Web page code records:
------------------------------------------------

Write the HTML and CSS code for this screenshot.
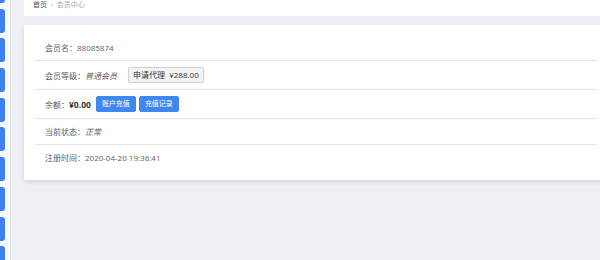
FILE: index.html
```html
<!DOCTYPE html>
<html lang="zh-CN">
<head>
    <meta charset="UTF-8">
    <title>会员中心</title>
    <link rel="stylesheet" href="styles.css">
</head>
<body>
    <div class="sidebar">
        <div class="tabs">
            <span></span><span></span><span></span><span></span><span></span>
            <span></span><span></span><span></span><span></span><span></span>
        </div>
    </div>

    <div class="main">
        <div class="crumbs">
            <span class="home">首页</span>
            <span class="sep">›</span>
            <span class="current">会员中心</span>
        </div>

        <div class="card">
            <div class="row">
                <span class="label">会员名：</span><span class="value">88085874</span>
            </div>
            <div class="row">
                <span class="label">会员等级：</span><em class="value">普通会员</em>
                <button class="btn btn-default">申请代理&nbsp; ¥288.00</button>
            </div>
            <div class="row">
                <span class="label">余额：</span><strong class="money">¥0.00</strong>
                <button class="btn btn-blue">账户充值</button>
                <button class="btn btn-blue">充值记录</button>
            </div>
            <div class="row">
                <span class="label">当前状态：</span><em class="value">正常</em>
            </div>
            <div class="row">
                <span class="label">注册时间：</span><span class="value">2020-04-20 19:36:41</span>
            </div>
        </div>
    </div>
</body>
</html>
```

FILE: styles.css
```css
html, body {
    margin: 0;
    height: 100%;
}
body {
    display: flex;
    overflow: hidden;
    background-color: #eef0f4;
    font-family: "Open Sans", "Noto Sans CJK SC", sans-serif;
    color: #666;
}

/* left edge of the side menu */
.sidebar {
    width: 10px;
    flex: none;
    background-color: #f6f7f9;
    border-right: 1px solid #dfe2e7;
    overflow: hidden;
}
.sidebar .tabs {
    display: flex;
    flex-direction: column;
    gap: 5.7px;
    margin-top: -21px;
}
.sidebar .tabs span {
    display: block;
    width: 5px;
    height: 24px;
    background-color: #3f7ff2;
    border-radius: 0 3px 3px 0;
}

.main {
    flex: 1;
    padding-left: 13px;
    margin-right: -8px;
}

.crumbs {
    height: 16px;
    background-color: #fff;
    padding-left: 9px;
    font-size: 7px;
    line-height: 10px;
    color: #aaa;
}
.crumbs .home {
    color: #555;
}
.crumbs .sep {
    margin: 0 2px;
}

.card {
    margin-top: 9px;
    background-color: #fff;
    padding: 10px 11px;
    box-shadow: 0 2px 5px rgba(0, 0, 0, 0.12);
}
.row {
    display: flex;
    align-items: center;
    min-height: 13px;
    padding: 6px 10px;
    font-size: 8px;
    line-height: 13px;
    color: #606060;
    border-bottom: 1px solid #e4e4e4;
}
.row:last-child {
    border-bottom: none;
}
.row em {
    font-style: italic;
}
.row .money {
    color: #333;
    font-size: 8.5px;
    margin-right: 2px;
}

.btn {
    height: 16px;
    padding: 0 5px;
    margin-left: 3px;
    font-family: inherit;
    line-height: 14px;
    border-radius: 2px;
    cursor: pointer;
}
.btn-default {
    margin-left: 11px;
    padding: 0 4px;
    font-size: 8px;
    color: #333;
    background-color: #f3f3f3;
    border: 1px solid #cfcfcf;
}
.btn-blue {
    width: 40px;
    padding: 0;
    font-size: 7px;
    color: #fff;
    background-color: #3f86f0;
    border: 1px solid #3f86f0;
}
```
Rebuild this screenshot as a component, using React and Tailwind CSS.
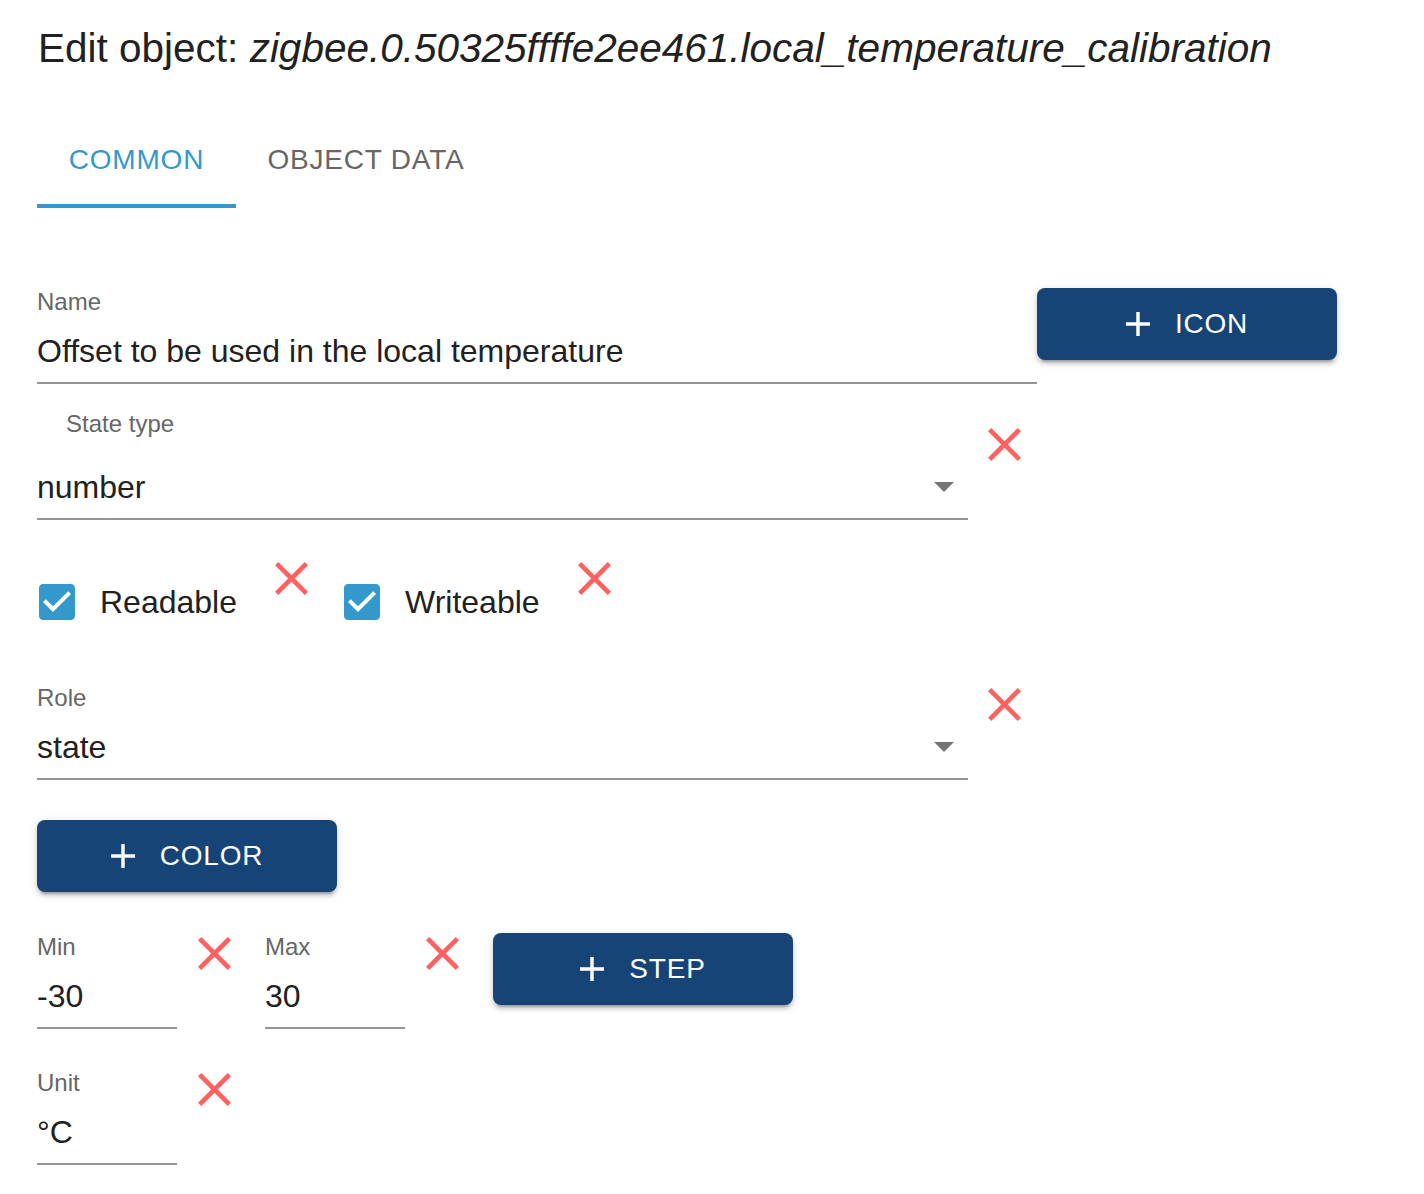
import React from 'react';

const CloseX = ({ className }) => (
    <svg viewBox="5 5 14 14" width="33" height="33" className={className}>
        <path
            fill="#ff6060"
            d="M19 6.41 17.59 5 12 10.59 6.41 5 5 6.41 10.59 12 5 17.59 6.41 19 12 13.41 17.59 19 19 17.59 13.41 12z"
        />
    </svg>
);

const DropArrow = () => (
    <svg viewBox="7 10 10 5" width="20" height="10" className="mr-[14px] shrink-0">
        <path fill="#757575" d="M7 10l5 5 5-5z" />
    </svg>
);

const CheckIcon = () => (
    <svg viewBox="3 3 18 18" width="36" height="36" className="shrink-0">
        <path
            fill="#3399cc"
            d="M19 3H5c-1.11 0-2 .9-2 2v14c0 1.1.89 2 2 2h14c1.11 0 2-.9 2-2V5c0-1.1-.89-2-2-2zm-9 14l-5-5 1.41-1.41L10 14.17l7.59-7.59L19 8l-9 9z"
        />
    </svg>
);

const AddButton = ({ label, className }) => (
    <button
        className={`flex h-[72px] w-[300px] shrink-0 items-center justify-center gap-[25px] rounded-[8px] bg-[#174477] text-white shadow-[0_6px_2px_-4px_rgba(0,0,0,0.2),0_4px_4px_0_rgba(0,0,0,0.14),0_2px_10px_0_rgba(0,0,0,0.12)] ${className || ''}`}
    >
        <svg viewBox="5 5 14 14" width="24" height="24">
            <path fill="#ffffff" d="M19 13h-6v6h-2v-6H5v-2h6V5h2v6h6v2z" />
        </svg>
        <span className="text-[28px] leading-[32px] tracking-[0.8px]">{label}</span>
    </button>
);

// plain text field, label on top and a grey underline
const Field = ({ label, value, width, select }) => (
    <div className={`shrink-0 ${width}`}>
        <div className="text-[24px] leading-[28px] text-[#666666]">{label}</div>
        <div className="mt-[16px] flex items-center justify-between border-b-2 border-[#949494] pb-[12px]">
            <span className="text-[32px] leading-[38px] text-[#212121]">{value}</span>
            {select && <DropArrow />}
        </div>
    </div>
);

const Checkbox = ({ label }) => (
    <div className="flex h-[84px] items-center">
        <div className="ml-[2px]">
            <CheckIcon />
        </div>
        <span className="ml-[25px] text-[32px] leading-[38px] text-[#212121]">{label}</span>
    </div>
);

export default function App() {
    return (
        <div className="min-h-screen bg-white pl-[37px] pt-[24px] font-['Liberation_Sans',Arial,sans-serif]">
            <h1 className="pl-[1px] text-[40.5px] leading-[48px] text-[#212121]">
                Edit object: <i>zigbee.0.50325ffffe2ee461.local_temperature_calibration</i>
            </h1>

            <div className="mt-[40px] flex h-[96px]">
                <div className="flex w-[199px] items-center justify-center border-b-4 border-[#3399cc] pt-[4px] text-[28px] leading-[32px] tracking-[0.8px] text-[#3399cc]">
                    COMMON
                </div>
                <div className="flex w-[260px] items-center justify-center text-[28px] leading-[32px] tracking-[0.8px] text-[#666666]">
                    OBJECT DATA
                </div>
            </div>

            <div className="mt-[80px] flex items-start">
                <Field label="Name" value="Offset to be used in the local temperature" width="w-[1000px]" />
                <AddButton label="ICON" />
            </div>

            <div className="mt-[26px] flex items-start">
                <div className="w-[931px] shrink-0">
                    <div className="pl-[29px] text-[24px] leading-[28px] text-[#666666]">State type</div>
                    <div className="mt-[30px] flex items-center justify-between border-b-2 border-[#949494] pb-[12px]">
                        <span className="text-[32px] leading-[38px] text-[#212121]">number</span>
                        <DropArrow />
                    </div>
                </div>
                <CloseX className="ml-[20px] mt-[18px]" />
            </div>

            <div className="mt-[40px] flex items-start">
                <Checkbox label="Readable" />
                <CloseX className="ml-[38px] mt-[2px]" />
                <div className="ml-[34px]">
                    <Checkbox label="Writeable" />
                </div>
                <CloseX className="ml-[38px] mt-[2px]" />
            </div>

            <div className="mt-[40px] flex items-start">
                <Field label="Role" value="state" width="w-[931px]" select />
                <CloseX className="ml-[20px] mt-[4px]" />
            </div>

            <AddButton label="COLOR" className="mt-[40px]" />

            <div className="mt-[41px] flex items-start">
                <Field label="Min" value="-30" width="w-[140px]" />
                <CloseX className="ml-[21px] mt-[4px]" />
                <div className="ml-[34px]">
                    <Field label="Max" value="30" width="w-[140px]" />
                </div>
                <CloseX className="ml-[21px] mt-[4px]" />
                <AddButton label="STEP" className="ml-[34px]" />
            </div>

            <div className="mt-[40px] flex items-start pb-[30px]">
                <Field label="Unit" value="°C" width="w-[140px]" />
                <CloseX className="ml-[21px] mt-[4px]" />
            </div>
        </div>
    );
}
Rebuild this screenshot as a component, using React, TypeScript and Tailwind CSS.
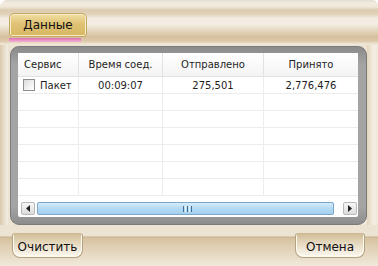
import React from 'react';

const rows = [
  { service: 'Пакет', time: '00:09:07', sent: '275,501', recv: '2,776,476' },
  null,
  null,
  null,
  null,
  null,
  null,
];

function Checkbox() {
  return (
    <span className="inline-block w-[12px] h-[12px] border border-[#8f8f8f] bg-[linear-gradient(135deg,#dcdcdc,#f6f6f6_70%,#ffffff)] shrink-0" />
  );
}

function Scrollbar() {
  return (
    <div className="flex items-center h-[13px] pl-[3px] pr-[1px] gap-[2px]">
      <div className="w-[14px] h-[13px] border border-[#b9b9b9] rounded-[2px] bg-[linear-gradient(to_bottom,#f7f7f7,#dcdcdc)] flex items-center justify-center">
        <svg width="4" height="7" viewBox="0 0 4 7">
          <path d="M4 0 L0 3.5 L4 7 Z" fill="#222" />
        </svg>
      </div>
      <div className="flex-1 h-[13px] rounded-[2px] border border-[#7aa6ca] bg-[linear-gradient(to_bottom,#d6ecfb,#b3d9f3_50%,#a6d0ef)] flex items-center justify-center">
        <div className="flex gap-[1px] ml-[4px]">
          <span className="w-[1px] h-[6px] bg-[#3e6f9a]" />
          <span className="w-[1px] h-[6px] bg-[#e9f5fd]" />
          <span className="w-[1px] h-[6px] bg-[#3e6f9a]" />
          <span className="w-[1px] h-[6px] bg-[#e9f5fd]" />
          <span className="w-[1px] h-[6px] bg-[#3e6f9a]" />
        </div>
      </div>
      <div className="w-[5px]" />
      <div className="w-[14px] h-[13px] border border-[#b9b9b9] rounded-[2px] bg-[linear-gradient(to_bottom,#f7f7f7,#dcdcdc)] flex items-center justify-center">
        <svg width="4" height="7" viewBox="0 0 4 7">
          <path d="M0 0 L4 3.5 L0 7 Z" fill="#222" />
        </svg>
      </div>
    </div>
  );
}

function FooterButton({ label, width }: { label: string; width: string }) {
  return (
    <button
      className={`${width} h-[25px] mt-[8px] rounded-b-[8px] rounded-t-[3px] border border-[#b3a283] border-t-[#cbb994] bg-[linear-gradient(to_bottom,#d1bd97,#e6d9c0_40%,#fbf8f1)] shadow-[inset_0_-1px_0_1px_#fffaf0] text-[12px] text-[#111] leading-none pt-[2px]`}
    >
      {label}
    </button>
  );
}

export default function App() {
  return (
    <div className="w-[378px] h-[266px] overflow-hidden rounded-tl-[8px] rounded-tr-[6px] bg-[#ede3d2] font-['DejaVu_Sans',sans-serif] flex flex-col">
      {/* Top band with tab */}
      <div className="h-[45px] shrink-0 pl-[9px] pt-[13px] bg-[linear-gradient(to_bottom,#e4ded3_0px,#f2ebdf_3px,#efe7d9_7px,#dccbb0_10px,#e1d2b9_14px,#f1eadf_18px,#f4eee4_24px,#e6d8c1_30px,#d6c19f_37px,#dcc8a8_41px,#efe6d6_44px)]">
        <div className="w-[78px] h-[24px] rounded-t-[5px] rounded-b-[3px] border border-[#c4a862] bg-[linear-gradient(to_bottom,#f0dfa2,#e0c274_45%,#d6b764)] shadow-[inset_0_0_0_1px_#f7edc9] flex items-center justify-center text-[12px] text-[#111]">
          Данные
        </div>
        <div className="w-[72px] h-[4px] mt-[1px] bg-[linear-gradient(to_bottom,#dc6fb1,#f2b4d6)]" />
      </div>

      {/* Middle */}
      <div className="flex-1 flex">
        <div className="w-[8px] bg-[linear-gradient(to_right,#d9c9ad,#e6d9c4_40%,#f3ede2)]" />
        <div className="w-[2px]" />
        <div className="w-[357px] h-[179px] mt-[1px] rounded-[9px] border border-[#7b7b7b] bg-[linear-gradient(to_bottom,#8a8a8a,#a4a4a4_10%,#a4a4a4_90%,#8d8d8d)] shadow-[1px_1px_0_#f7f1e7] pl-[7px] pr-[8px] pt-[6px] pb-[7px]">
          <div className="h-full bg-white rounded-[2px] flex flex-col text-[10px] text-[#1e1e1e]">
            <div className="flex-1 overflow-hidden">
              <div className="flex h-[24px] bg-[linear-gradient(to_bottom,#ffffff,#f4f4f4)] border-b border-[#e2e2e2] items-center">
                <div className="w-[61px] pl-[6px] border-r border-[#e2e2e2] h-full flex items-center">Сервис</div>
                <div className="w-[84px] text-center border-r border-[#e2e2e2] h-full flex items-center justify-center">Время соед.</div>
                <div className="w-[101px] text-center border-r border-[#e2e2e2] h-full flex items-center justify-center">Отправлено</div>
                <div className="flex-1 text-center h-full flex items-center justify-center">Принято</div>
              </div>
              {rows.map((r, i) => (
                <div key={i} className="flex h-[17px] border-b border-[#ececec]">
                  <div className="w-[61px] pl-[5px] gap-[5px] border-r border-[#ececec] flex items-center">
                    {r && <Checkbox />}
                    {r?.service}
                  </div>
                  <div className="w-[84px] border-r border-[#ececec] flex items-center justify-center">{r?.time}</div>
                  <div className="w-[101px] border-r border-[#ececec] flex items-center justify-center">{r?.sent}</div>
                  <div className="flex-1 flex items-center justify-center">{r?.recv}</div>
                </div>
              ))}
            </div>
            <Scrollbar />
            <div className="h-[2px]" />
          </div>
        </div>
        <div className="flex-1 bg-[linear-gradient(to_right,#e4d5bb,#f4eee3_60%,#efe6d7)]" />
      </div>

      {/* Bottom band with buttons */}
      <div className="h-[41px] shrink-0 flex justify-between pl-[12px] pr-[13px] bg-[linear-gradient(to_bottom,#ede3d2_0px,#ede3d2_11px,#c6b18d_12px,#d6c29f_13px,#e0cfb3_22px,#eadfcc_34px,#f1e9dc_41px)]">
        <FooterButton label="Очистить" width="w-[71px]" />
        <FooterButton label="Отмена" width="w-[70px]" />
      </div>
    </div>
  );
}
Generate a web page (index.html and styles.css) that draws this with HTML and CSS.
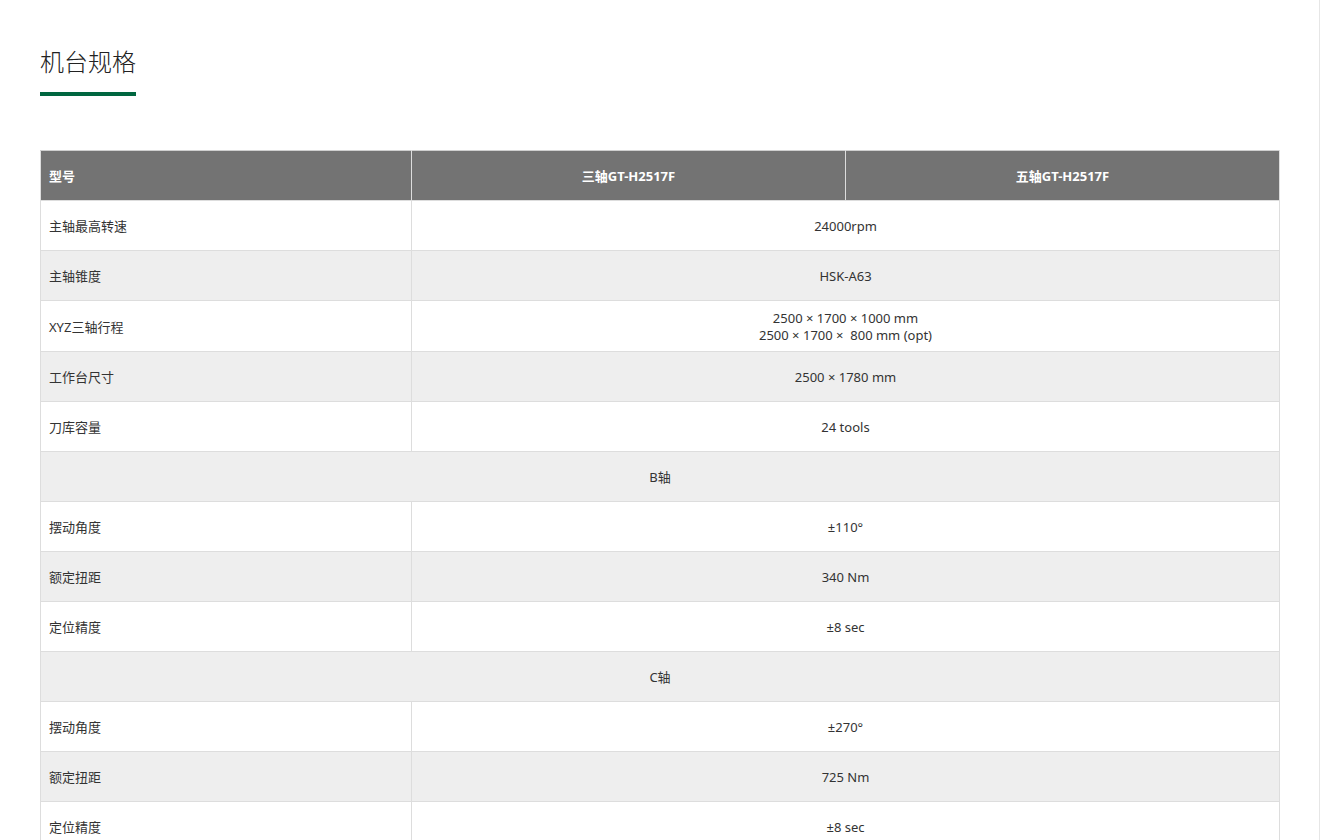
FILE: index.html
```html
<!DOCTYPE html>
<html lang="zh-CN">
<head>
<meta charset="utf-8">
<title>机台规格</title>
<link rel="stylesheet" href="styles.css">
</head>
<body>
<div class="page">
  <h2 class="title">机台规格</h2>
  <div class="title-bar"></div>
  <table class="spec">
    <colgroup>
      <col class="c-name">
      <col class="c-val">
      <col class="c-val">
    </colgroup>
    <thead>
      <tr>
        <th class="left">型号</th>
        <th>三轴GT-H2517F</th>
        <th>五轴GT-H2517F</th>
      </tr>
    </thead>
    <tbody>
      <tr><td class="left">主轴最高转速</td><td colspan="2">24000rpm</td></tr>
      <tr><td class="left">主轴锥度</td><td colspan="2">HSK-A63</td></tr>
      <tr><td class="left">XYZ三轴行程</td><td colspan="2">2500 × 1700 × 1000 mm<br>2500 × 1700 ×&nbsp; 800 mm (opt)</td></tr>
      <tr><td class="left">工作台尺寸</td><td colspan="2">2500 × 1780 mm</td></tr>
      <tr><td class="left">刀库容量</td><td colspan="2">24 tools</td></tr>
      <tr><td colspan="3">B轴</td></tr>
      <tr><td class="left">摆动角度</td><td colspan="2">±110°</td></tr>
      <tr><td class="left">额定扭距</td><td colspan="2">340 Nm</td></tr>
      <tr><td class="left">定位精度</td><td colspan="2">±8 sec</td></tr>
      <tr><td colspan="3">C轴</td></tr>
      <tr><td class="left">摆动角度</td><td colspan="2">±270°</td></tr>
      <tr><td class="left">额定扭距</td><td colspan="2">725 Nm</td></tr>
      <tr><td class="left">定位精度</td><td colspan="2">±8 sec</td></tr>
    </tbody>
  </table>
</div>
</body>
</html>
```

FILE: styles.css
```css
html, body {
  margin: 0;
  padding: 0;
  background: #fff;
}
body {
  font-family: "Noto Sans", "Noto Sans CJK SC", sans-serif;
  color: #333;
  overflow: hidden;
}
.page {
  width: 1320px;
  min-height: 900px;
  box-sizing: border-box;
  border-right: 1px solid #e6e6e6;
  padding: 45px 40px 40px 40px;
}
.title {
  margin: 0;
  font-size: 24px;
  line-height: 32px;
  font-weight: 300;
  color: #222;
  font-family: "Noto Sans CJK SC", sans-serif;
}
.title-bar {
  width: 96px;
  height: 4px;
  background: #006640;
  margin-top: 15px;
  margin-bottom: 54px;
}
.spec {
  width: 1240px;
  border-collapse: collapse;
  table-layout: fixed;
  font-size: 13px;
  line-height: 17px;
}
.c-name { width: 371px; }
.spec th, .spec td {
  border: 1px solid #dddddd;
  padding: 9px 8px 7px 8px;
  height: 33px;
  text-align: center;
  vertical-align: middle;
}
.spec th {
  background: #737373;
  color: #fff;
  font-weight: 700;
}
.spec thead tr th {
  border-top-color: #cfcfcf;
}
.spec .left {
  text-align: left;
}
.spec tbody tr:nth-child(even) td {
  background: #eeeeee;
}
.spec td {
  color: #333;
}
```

------------------------------------------------

__Exercise brief__. Return every line of the preceding records in which the word "with" appears.

__Exercise result__.
      {/* Top band with tab */}
      {/* Bottom band with buttons */}
Generate a web page (index.html and styles.css) that draws this with HTML and CSS.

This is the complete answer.